Wednesday, January 06, 2010

Feast of the Epiphany

Mantegna's Adoration of the Magi is explored here. It's in the Getty collection. From the Bible Archaeology Review comes a helpful article by Robin Jensen, "Witnessing the Divine: the Magi in Art and Literature." She makes several useful points:
  • Neither their names, their number (three), their physical descriptions nor the date of the magi’s arrival appears in the Bible. Over time these cherished traditions were added to the brief gospel narrative, probably first through oral tradition.
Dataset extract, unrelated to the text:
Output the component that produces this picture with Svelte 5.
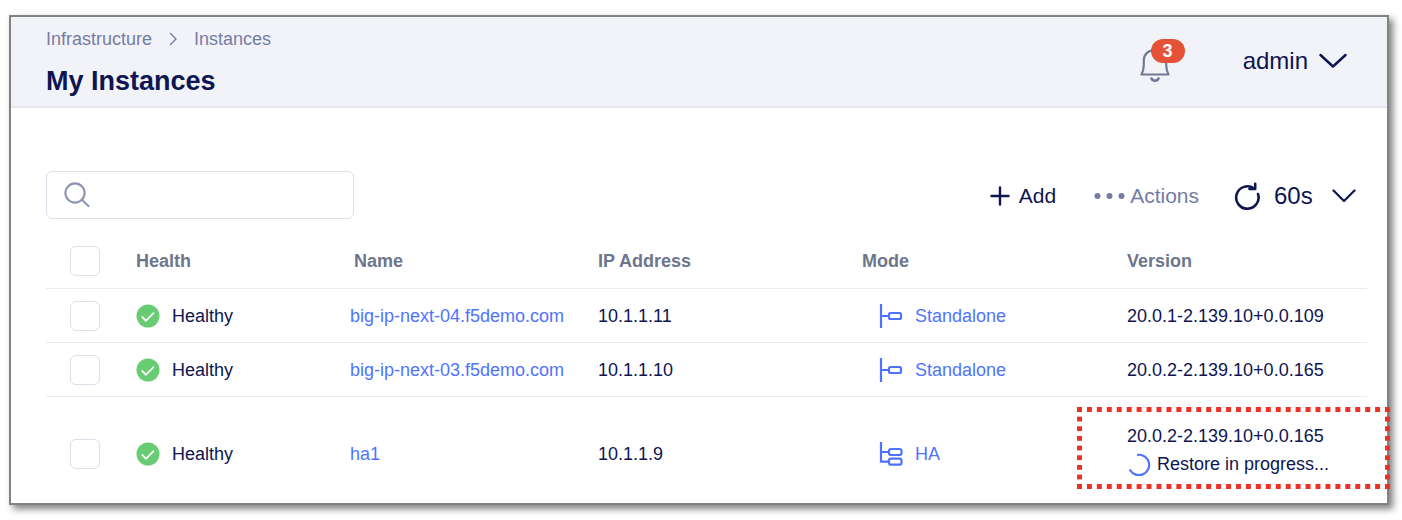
<script>
  let query = $state('');
  let interval = $state('60s');

  let instances = $state([
    { name: 'big-ip-next-04.f5demo.com', ip: '10.1.1.11', mode: 'Standalone', version: '20.0.1-2.139.10+0.0.109', task: '', selected: false },
    { name: 'big-ip-next-03.f5demo.com', ip: '10.1.1.10', mode: 'Standalone', version: '20.0.2-2.139.10+0.0.165', task: '', selected: false },
    { name: 'ha1', ip: '10.1.1.9', mode: 'HA', version: '20.0.2-2.139.10+0.0.165', task: 'Restore in progress...', selected: false }
  ]);

  let allSelected = $derived(instances.every((i) => i.selected));

  function toggleAll(event) {
    for (const i of instances) i.selected = event.currentTarget.checked;
  }
</script>

<main class="window">
  <header class="top">
    <div class="heading">
      <nav class="crumbs" aria-label="Breadcrumb">
        <a href="#infrastructure">Infrastructure</a>
        <svg width="10" height="14" viewBox="0 0 10 14" aria-hidden="true">
          <path d="M2 1l6 6-6 6" fill="none" stroke="currentColor" stroke-width="1.4" />
        </svg>
        <a href="#instances">Instances</a>
      </nav>
      <h1>My Instances</h1>
    </div>
    <div class="account">
      <button class="bell" aria-label="Notifications">
        <svg width="30" height="34" viewBox="0 0 30 34" aria-hidden="true">
          <g fill="none" stroke="currentColor" stroke-width="2.200" stroke-linecap="round" stroke-linejoin="round">
            <path d="M1.500 26.500H28.500C27 24 26.200 21 26.200 16.500V12.500C26.200 6 21.500 2 15 2S3.800 6 3.800 12.500V16.500C3.800 21 3 24 1.500 26.500Z" />
            <path d="M11.500 30.500C12.500 33.500 17.500 33.500 18.500 30.500" stroke-width="2.600" />
          </g>
        </svg>
        <span class="badge">3</span>
      </button>
      <button class="user">
        admin
        <svg width="28" height="16" viewBox="0 0 28 16" aria-hidden="true">
          <path d="M1.500 2L14 13.500 26.500 2" fill="none" stroke="currentColor" stroke-width="2.500" stroke-linecap="round" stroke-linejoin="round" />
        </svg>
      </button>
    </div>
  </header>

  <section class="content">
    <div class="toolbar">
      <label class="search">
        <svg width="26" height="26" viewBox="0 0 26 26" aria-hidden="true">
          <g fill="none" stroke="currentColor" stroke-width="2.100" stroke-linecap="round">
            <circle cx="11" cy="11" r="9.600" />
            <path d="M18 18l6.500 6" />
          </g>
        </svg>
        <input type="search" aria-label="Search instances" bind:value={query} />
      </label>
      <div class="actions">
        <button class="add">
          <svg width="20" height="20" viewBox="0 0 20 20" aria-hidden="true">
            <path d="M10 1.500v17M1.500 10h17" stroke="currentColor" stroke-width="2.400" stroke-linecap="round" />
          </svg>
          Add
        </button>
        <button class="more">
          <svg width="31" height="8" viewBox="0 0 31 8" aria-hidden="true">
            <g fill="currentColor">
              <circle cx="3.500" cy="4" r="3" />
              <circle cx="15.500" cy="4" r="3" />
              <circle cx="27.500" cy="4" r="3" />
            </g>
          </svg>
          Actions
        </button>
        <div class="refresh">
          <button aria-label="Refresh">
            <svg width="26" height="28" viewBox="0 0 26 28" aria-hidden="true">
              <g fill="none" stroke="currentColor" stroke-width="2.600" stroke-linecap="round" stroke-linejoin="round">
                <path d="M24 12A11.200 11.200 0 1 1 20 6.500" />
                <path d="M21.200 1.800V7H15.500" />
              </g>
            </svg>
          </button>
          <label class="interval">
            <select aria-label="Refresh interval" bind:value={interval}>
              <option>60s</option>
              <option>30s</option>
            </select>
            <svg width="24" height="14" viewBox="0 0 24 14" aria-hidden="true">
              <path d="M1.500 1.500L12 12 22.500 1.500" fill="none" stroke="currentColor" stroke-width="2.200" stroke-linecap="round" stroke-linejoin="round" />
            </svg>
          </label>
        </div>
      </div>
    </div>

    <table>
      <thead>
        <tr>
          <th class="pick"><input type="checkbox" aria-label="Select all instances" checked={allSelected} onchange={toggleAll} /></th>
          <th class="health">Health</th>
          <th class="name">Name</th>
          <th class="ip">IP Address</th>
          <th class="mode">Mode</th>
          <th>Version</th>
        </tr>
      </thead>
      <tbody>
        {#each instances as item (item.name)}
          <tr class:busy={item.task}>
            <td class="pick"><input type="checkbox" aria-label={`Select ${item.name}`} bind:checked={item.selected} /></td>
            <td>
              <span class="status">
                <svg width="24" height="24" viewBox="0 0 24 24" aria-hidden="true">
                  <circle cx="12" cy="12" r="11.500" fill="#68cc73" />
                  <path d="M6.200 12.800l3.700 4 7.600-7.600" fill="none" stroke="#fff" stroke-width="1.700" stroke-linecap="round" stroke-linejoin="round" />
                </svg>
                Healthy
              </span>
            </td>
            <td><a href={`#${item.name}`}>{item.name}</a></td>
            <td>{item.ip}</td>
            <td>
              <a class="kind" href={`#${item.name}-mode`}>
                <svg width="24" height="24" viewBox="0 0 24 24" aria-hidden="true">
                  <g fill="none" stroke="currentColor" stroke-width="2.200">
                    {#if item.mode === 'HA'}
                      <path d="M2 0V19.700H10M2 10H10" />
                      <rect x="10" y="7" width="12.500" height="6" rx="2" />
                      <rect x="10" y="16.700" width="12.500" height="6" rx="2" />
                    {:else}
                      <path d="M2 0V24M2 12H10" />
                      <rect x="10" y="9" width="12" height="6" rx="1.500" />
                    {/if}
                  </g>
                </svg>
                {item.mode}
              </a>
            </td>
            <td class="version">
              {item.version}
              {#if item.task}
                <div class="task">
                  <svg width="24" height="24" viewBox="0 0 24 24" aria-hidden="true">
                    <path d="M11 2.800A10.200 10.200 0 1 1 3.200 18.200" fill="none" stroke="#4f73ff" stroke-width="2.200" stroke-linecap="round" />
                  </svg>
                  {item.task}
                </div>
                <div class="callout"></div>
              {/if}
            </td>
          </tr>
        {/each}
      </tbody>
    </table>
  </section>
</main>

<style>
  :global(body) {
    background: #fff;
  }

  .window {
    margin: 15px 13px 15px 9px;
    border: 2px solid #808480;
    background: #fff;
    box-shadow: 4px 4px 7px rgba(0, 0, 0, 0.5);
    color: #0e1551;
    font: 18px/24px 'Liberation Sans', Arial, sans-serif;
  }

  button,
  select,
  input {
    margin: 0;
    padding: 0;
    border: 0;
    background: none;
    color: inherit;
    font: inherit;
  }

  svg {
    flex: none;
  }

  a {
    color: #4f73ff;
    text-decoration: none;
  }

  .top {
    display: flex;
    justify-content: space-between;
    padding: 10px 40px 9px 35px;
    border-bottom: 2px solid #e4e6f0;
    background: #f2f3f9;
  }

  .crumbs {
    display: flex;
    align-items: center;
    gap: 16px;
    color: #757ca3;
  }

  .crumbs a {
    color: inherit;
  }

  h1 {
    margin: 14px 0 0;
    font-size: 27px;
    line-height: 32px;
    font-weight: 700;
  }

  .account {
    display: flex;
    align-items: center;
    gap: 73px;
    padding-bottom: 3px;
  }

  .bell {
    display: flex;
    position: relative;
    margin-top: 8px;
    color: #6f7a92;
  }

  .badge {
    position: absolute;
    top: -9px;
    left: 11px;
    width: 34px;
    border-radius: 12px;
    background: #e65237;
    color: #fff;
    font-weight: 700;
    text-align: center;
  }

  .user {
    display: flex;
    align-items: center;
    gap: 11px;
    font-size: 24px;
  }

  .content {
    padding: 63px 20px 0 35px;
  }

  .toolbar {
    display: flex;
    align-items: center;
    justify-content: space-between;
    padding-right: 11px;
  }

  .search {
    display: flex;
    align-items: center;
    gap: 12px;
    box-sizing: border-box;
    width: 308px;
    height: 48px;
    padding: 0 17px;
    border: 1px solid #dcdde8;
    border-radius: 6px;
    color: #8e93b3;
  }

  .search input {
    flex: 1;
    min-width: 0;
    color: #0e1551;
    outline: none;
    appearance: none;
  }

  .actions,
  .add,
  .more,
  .refresh,
  .interval {
    display: flex;
    align-items: center;
  }

  .actions {
    padding-top: 2px;
    font-size: 21px;
  }

  .add {
    gap: 9px;
    margin-right: 38px;
  }

  .more {
    gap: 5px;
    margin-right: 35px;
    color: #757ca3;
  }

  .refresh {
    gap: 14px;
    font-size: 24px;
  }

  .refresh button {
    display: flex;
  }

  .interval {
    gap: 19px;
  }

  select {
    appearance: none;
    line-height: 30px;
  }

  table {
    width: 100%;
    margin-top: 14px;
    border-collapse: separate;
    border-spacing: 0;
    table-layout: fixed;
  }

  th,
  td {
    height: 53px;
    padding: 0;
    border-bottom: 1px solid #e9eaee;
    text-align: left;
    vertical-align: middle;
    white-space: nowrap;
  }

  th {
    height: 55px;
    color: #6c768c;
  }

  .pick {
    width: 90px;
  }

  .health {
    width: 214px;
  }

  .name {
    width: 244px;
    padding-left: 4px;
  }

  .ip {
    width: 264px;
  }

  .mode {
    width: 265px;
  }

  input[type='checkbox'] {
    display: block;
    appearance: none;
    box-sizing: border-box;
    width: 30px;
    height: 30px;
    margin-left: 24px;
    border: 1px solid #dcdde8;
    border-radius: 6px;
  }

  input[type='checkbox']:checked {
    background: #4f73ff;
  }

  .status,
  .kind {
    display: flex;
    align-items: center;
    gap: 12px;
  }

  .kind {
    padding-left: 17px;
  }

  .busy td {
    height: 99px;
    padding-top: 7px;
    border-bottom: 0;
  }

  .busy .version {
    position: relative;
    height: 106px;
    padding-top: 0;
    line-height: 28px;
  }

  .task {
    display: flex;
    align-items: center;
    gap: 6px;
  }

  /* Dotted highlight; each strip overshoots by one gap so a square ends on every corner. */
  .callout {
    position: absolute;
    inset: 10px -23px 14px -50px;
    pointer-events: none;
  }

  .callout::before,
  .callout::after {
    content: '';
    position: absolute;
  }

  .callout::before {
    inset: 0 -5px 0 0;
    background:
      linear-gradient(90deg, #ee3124 50%, transparent 50%) left top / 10px 5px,
      linear-gradient(90deg, #ee3124 50%, transparent 50%) left bottom / 10px 5px;
    background-repeat: round no-repeat;
  }

  .callout::after {
    inset: 0 0 -5px 0;
    background:
      linear-gradient(#ee3124 50%, transparent 50%) left top / 5px 10px,
      linear-gradient(#ee3124 50%, transparent 50%) right top / 5px 10px;
    background-repeat: no-repeat round;
  }
</style>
By the fourth century, the magi’s arrival was celebrated as the Feast of Epiphany on January 6 (12 days after Jesus’ birth on December 25). (Even today, in some parts of the Christian world, January 6, rather than December 25, is a time for exchanging presents, in commemoration of the gifts of the magi.)
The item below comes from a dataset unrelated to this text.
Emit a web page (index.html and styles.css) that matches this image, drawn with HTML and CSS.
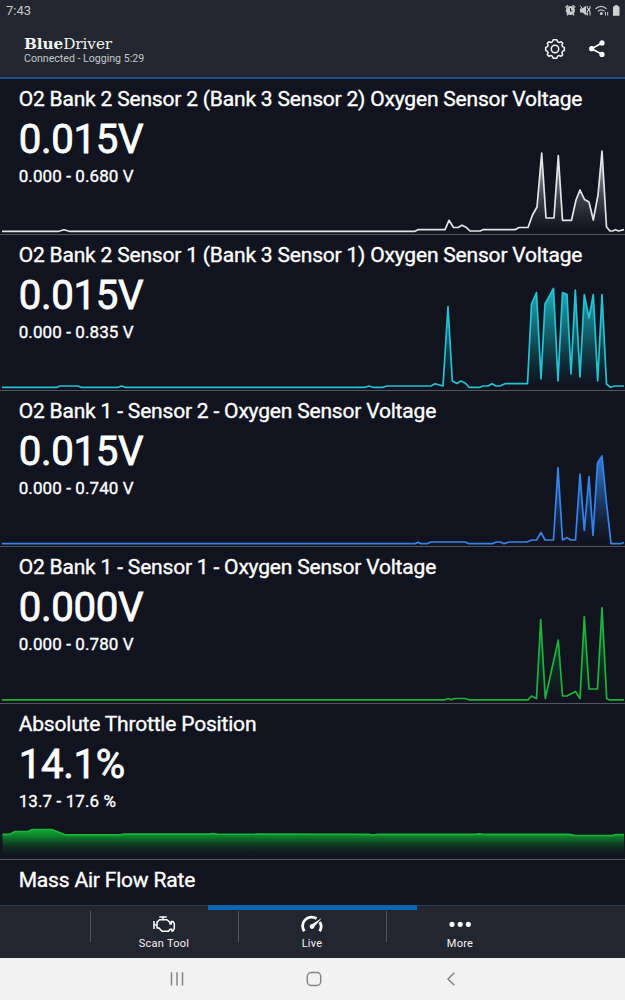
FILE: index.html
```html
<!DOCTYPE html>
<html lang="en">
<head>
<meta charset="utf-8">
<title>BlueDriver Live Data</title>
<link rel="stylesheet" href="styles.css">
</head>
<body>
<div class="screen">
  <header class="header">
    <div class="status">
      <span class="clock">7:43</span>
      <svg class="status-icons" width="56" height="14" viewBox="565 3 56 14">
        <g fill="none" stroke="#c9cacc" stroke-width="1.5">
          <path d="M565.5 7.5 L568 5.3 M575.2 7.5 L572.7 5.3 M567 15.2 L568 14 M574 15.2 L573 14"/>
          <path d="M595.500 8.800 Q601 4 606.500 8.800 M598 11.300 Q601 8.600 604.500 11.300" stroke-width="1.300"/>
          <path d="M605.500 12v3.500 M607.700 12v3.500" stroke-width="1"/>
          <path d="M587.300 6v2l1.500 1.500-1.500 2v4M590 6v2l-1 1.500 1 2v4" stroke-width="1.100"/>
        </g>
        <circle cx="570.400" cy="10.500" r="4.600" fill="#c9cacc"/>
        <path d="M570.500 8v3h2" fill="none" stroke="#23262f"/>
        <path d="M580 8.500h2.500l3.500-3v10l-3.500-3h-2.500z" fill="#c9cacc"/>
        <path d="M580 5.500l7.500 9.500" stroke="#c9cacc" stroke-width="1"/>
        <circle cx="601.300" cy="13.400" r="1.500" fill="#c9cacc"/>
        <path d="M613 6.500h1.500v-1.300h3.500v1.300h1.500v9.300h-6.500z" fill="#d0d1d3"/>
      </svg>
    </div>
    <div class="toolbar">
      <div class="brand">
        <div class="logo"><b>Blue</b>Driver</div>
        <div class="connection">Connected - Logging 5:29</div>
      </div>
      <div class="actions">
        <svg width="22" height="22" viewBox="-11 -11 22 22" fill="none" stroke="#f4f4f5" stroke-width="1.500" stroke-linejoin="round">
          <path d="M-1.800-9.200H1.800L2.700-7.100L4.200-6.500L6.200-7.300L7.700-5.800L6.900-3.900L7.400-2.400L9.300-1.600V1.600L7.400 2.400L6.900 3.900L7.700 5.800L6.200 7.300L4.200 6.500L2.700 7.100L1.800 9.200H-1.800L-2.700 7.100L-4.200 6.500L-6.200 7.300L-7.700 5.800L-6.900 3.900L-7.400 2.400L-9.300 1.600V-1.600L-7.400-2.400L-6.900-3.900L-7.700-5.800L-6.200-7.300L-4.200-6.500L-2.700-7.100Z"/>
          <circle r="3.700"/>
        </svg>
        <svg width="18" height="20" viewBox="588 39.500 18 20" fill="#fff">
          <path d="M602 43.500L591.500 49.200L602 54.800" fill="none" stroke="#fff" stroke-width="1.600"/>
          <circle cx="602" cy="43.400" r="2.600"/><circle cx="591.700" cy="49.200" r="2.600"/><circle cx="602" cy="54.900" r="2.600"/>
        </svg>
      </div>
    </div>
  </header>

  <main class="list">
    <section class="row">
      <div class="info">
        <h2 class="name">O2 Bank 2 Sensor 2 (Bank 3 Sensor 2) Oxygen Sensor Voltage</h2>
        <div class="value">0.015V</div>
        <div class="range">0.000 - 0.680 V</div>
      </div>
      <svg class="chart white" viewBox="0 79 625 156.250">
        <defs><linearGradient id="g1" gradientUnits="userSpaceOnUse" x1="0" y1="151" x2="0" y2="231"><stop offset="0" stop-color="#e8e8ea" stop-opacity=".9"/><stop offset=".55" stop-color="#a5a5ad" stop-opacity=".35"/><stop offset="1" stop-color="#777781" stop-opacity="0"/></linearGradient></defs>
        <path class="area" fill="url(#g1)" d="M519 231.300V227.500H528L532.500 215L537 207L541.700 153L546 218H554L558.300 155.500L562.500 220.300H571.500L576 200L580 190L584.500 199.500L589 202L593.300 220L598 195L602 151L606.500 227L610 231Z"/>
        <polyline points="2,231.300 59,231.300 64,229.800 69,231.300 415,231.300 418,229.700 445,229.700 449,220.300 453.500,227.500 458,227.500 462,225.200 466,227.200 470,231 480,231 483,229.700 515,229.700 519,227.500 528,227.500 532.500,215 537,207 541.700,153 546,218 554,218 558.300,155.500 562.500,220.300 571.500,220.300 576,200 580,190 584.500,199.500 589,202 593.300,220 598,195 602,151 606.500,227 610,231 613,230.800 615.500,229.700 618.500,231 624,229.700"/>
      </svg>
    </section>

    <section class="row">
      <div class="info">
        <h2 class="name">O2 Bank 2 Sensor 1 (Bank 3 Sensor 1) Oxygen Sensor Voltage</h2>
        <div class="value">0.015V</div>
        <div class="range">0.000 - 0.835 V</div>
      </div>
      <svg class="chart cyan" viewBox="0 235 625 156.250">
        <defs><linearGradient id="g2" gradientUnits="userSpaceOnUse" x1="0" y1="288" x2="0" y2="387"><stop offset="0" stop-color="#20bacb" stop-opacity=".95"/><stop offset=".5" stop-color="#149aa6" stop-opacity=".5"/><stop offset="1" stop-color="#0d5961" stop-opacity="0"/></linearGradient></defs>
        <path class="area" fill="url(#g2)" d="M443 386L448 306.500L452.300 381L457 387ZM527.500 387V383.700L531.500 304L536.500 292.500L541 379L545 304L553.500 288.500L558 381L562.500 292.500L567 294.500L571 374L575.300 290L580 377L584.300 294.500L589 318L593.300 294.500L597.700 381L602 294.500L606.500 384L610 387Z"/>
        <polyline points="2,387.300 57,387.300 60,386 78,386 81,387.300 118,387.300 121.500,386 125,387.300 365,387.300 369,386 373,387.300 383,387.300 387,386 431,386 435,383.700 443,386 448,306.500 452.300,381 457,383.500 461,381 465.500,383.300 469,387.300 480,387.300 483,386 488,386 492,383.700 496,386 500,386 505,383.700 527.500,383.700 531.500,304 536.500,292.500 541,379 545,304 553.500,288.500 558,381 562.500,292.500 567,294.500 571,374 575.300,290 580,377 584.300,294.500 589,318 593.300,294.500 597.700,381 602,294.500 606.500,384 610.500,387.300 615,386 624,386"/>
      </svg>
    </section>

    <section class="row">
      <div class="info">
        <h2 class="name">O2 Bank 1 - Sensor 2 - Oxygen Sensor Voltage</h2>
        <div class="value">0.015V</div>
        <div class="range">0.000 - 0.740 V</div>
      </div>
      <svg class="chart blue" viewBox="0 391 625 156.250">
        <defs><linearGradient id="g3" gradientUnits="userSpaceOnUse" x1="0" y1="456" x2="0" y2="543"><stop offset="0" stop-color="#3484e8" stop-opacity=".95"/><stop offset=".5" stop-color="#2867b5" stop-opacity=".5"/><stop offset="1" stop-color="#153766" stop-opacity="0"/></linearGradient></defs>
        <path class="area" fill="url(#g3)" d="M553.500 543V540L558 467.500L562.500 540H575.500L580 474L584.300 530.500L589 476.500L593 535.500L597.500 463L602 456L606.500 503L611 543.500Z"/>
        <polyline points="2,543.600 415,543.600 418,542.400 421,543.600 427,543.600 431,542 465,542 469,543.600 493,543.600 496,542 500,542 504,543.600 509,542 527,542 532,540 536.500,540 541,532.500 545,540 553.500,540 558,467.500 562.500,540 567,537.700 571,540 575.500,540 580,474 584.300,530.500 589,476.500 593,535.500 597.500,463 602,456 606.500,503 611,543.600 621,543.600 624,542.500"/>
      </svg>
    </section>

    <section class="row">
      <div class="info">
        <h2 class="name">O2 Bank 1 - Sensor 1 - Oxygen Sensor Voltage</h2>
        <div class="value">0.000V</div>
        <div class="range">0.000 - 0.780 V</div>
      </div>
      <svg class="chart green" viewBox="0 547 625 156.250">
        <defs><linearGradient id="g4" gradientUnits="userSpaceOnUse" x1="0" y1="607" x2="0" y2="699"><stop offset="0" stop-color="#1cb442" stop-opacity=".8"/><stop offset=".5" stop-color="#168237" stop-opacity=".4"/><stop offset="1" stop-color="#0d4921" stop-opacity="0"/></linearGradient></defs>
        <path class="area" fill="url(#g4)" d="M536.500 698.500L540.700 619.500L545.300 698.500L558.300 640L562.500 696H567L575.500 691.500L580 698.500L584.300 616.500L589 689H597.500L602 607.500L606.700 698.500Z"/>
        <polyline points="2,699.800 445,699.800 448,698.500 451,699.800 455,698.500 465,698.500 469,699.800 528,699.800 531.500,696 536.500,698.500 540.700,619.500 545.300,698.500 558.300,640 562.500,696 567,696 575.500,691.500 580,698.500 584.300,616.500 589,689 597.500,689 602,607.500 606.700,698.500 609,699.800 624,699.800"/>
      </svg>
    </section>

    <section class="row">
      <div class="info">
        <h2 class="name">Absolute Throttle Position</h2>
        <div class="value">14.1%</div>
        <div class="range">13.7 - 17.6 %</div>
      </div>
      <svg class="chart green" viewBox="0 704 625 156.250">
        <defs><linearGradient id="g5" gradientUnits="userSpaceOnUse" x1="0" y1="829" x2="0" y2="857"><stop offset="0" stop-color="#10a832"/><stop offset=".25" stop-color="#0c842a"/><stop offset="1" stop-color="#10131f" stop-opacity=".1"/></linearGradient></defs>
        <path class="area" fill="url(#g5)" d="M2.500 857V834.300H10L15 831.500H28L32 829.500H52L58 832L65 834.800H120L124 834.200H369L373 835L378 834.400H570L575 835.500H612L616 834.500H624V857Z"/>
        <polyline points="2.500,834.300 10,834.300 15,831.500 28,831.500 32,829.500 52,829.500 58,832 65,834.800 120,834.800 124,834.200 210,834.200 213,833.500 217,834.200 369,834.300 373,835 378,834.400 476,834.400 479,833.900 483,834.400 570,834.400 575,835.500 612,835.500 616,834.500 624,834.500"/>
      </svg>
    </section>

    <section class="row">
      <div class="info"><h2 class="name">Mass Air Flow Rate</h2></div>
    </section>
  </main>

  <nav class="tabs">
    <div class="indicator"></div>
    <div class="tab">
      <svg width="24" height="20" viewBox="152 914 24 20" fill="none" stroke="#fff" stroke-width="1.500" stroke-linejoin="round">
        <path d="M154 921V929M154 925H157M159.300 917H166.700M163 917V919.500M157 922.300L159.500 919.700H167L170 922.500V924H171.300V921.500H173L174.300 923.500V928.500L173 931H171.800V929.300H170L168.500 931.200H162L159 928H157Z"/>
      </svg>
      <span>Scan Tool</span>
    </div>
    <div class="tab">
      <svg width="24" height="20" viewBox="300 914 24 20" fill="none" stroke="#fff">
        <path d="M304.300 931.300A9 9 0 0 1 316.500 918.500M319.800 922A9 9 0 0 1 319.700 931.300" stroke-width="2.800"/>
        <path d="M310.500 925.200L321.800 918L313.400 927.800Z" fill="#fff" stroke="none"/>
        <circle cx="312" cy="926.600" r="2.400" fill="#fff" stroke="none"/>
      </svg>
      <span>Live</span>
    </div>
    <div class="tab">
      <svg width="24" height="20" viewBox="448 914 24 20" fill="#fff"><circle cx="452" cy="924.300" r="2.600"/><circle cx="460.200" cy="924.300" r="2.600"/><circle cx="468.300" cy="924.300" r="2.600"/></svg>
      <span>More</span>
    </div>
  </nav>

  <footer class="system">
    <svg width="625" height="42" viewBox="0 958 625 42" fill="none" stroke="#858585" stroke-width="1.500">
      <path d="M171.500 972.200v13.300M177 972.200v13.300M182.500 972.200v13.300"/>
      <rect x="307.300" y="972.500" width="13.400" height="13" rx="4"/>
      <path d="M454.300 972.700L448 979L454.300 985.300"/>
    </svg>
  </footer>
</div>
</body>
</html>
```

FILE: styles.css
```css
* { box-sizing: border-box; }
body { margin: 0; background: #11131e; font-family: Roboto, sans-serif; color: #fff; }
svg { display: block; }
.screen { width: 625px; height: 1000px; display: flex; flex-direction: column; overflow: hidden; }

.header { height: 79px; flex: none; background: #23262f; border-bottom: 2px solid #1f5089; }
.status { height: 22px; display: flex; justify-content: space-between; padding: 3px 4px 0 6px; }
.clock { font-size: 13px; line-height: 16px; color: #c5c7cb; }
.toolbar { display: flex; justify-content: space-between; padding: 14px 19px 0 24px; }
.logo { font-family: "DejaVu Serif", serif; font-size: 15.3px; line-height: 17px; letter-spacing: -.1px; color: #f2f3f4; white-space: nowrap; }
.connection { font-size: 10.6px; line-height: 12px; color: #c3c6cc; white-space: nowrap; }
.actions { display: flex; align-items: center; gap: 22px; height: 26px; }

.list { height: 826px; flex: none; overflow: hidden; }
.row { height: 156.25px; display: grid; border-bottom: 1px solid #54565f; }
.row:first-child { margin-top: -.4px; }
.info, .chart { grid-area: 1 / 1; min-width: 0; }
.info { padding: 7px 0 0 18.7px; -webkit-text-stroke: .35px #fff; }
.chart { width: 625px; height: 156.25px; }
.chart polyline { fill: none; stroke-width: 1.7; stroke-linejoin: round; }
.white polyline { stroke: #e4e4e7; }
.cyan polyline { stroke: #24c3d4; }
.blue polyline { stroke: #3684e9; }
.green polyline { stroke: #1cb43b; }
.name { margin: 0; font-size: 21px; font-weight: 400; line-height: 26px; letter-spacing: -.19px; white-space: nowrap; }
.value { font-size: 40.2px; line-height: 48px; margin-top: 4px; letter-spacing: -.35px; -webkit-text-stroke-width: .8px; }
.range { font-size: 17px; line-height: 22px; margin-top: 1px; letter-spacing: .1px; }

.tabs { height: 53px; flex: none; display: grid; grid-template-columns: 148px 148px 148px; padding-left: 90px; background: #23262f; border-top: 1px solid #24404f; position: relative; }
.indicator { position: absolute; left: 208px; top: -1px; width: 209px; height: 4.5px; background: #0b66b4; }
.tab { display: flex; flex-direction: column; align-items: center; padding-top: 8px; font-size: 11px; letter-spacing: .25px; line-height: 16px; color: #f1f2f3; background: linear-gradient(#555760, #555760) 0 5px / 1px 31px no-repeat; }
.tab span { margin-top: 2px; }
.system { height: 42px; flex: none; background: #f2f2f2; }
```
  • Their assumed number was undoubtedly derived from the three gifts presented to Jesus in Matthew. The number wasn’t always taken for granted, however. A wall painting in the Roman catacomb of Domitilla shows four magi; one in the catacomb of Peter and Marcellinus depicts two. A variety of Syrian documents name twelve.
  • The names and nationalities of the magi also varied throughout the world, especially in the East. An Armenian infancy gospel from about 500 lists them as Melkon, King of Persia; Gaspar, King of India; and Baldassar, King of Arabia—and is thus closest to the Melchior, Caspar (or Gaspar) and Balthassar of the medieval Latin church.
If Origen is correct that the Magi were the first to recognize Jesus as Messiah, isn't it salutary to remember on the Feast of the Epiphany that those recognized as outsiders have insights into and claims upon Jesus that predate ours?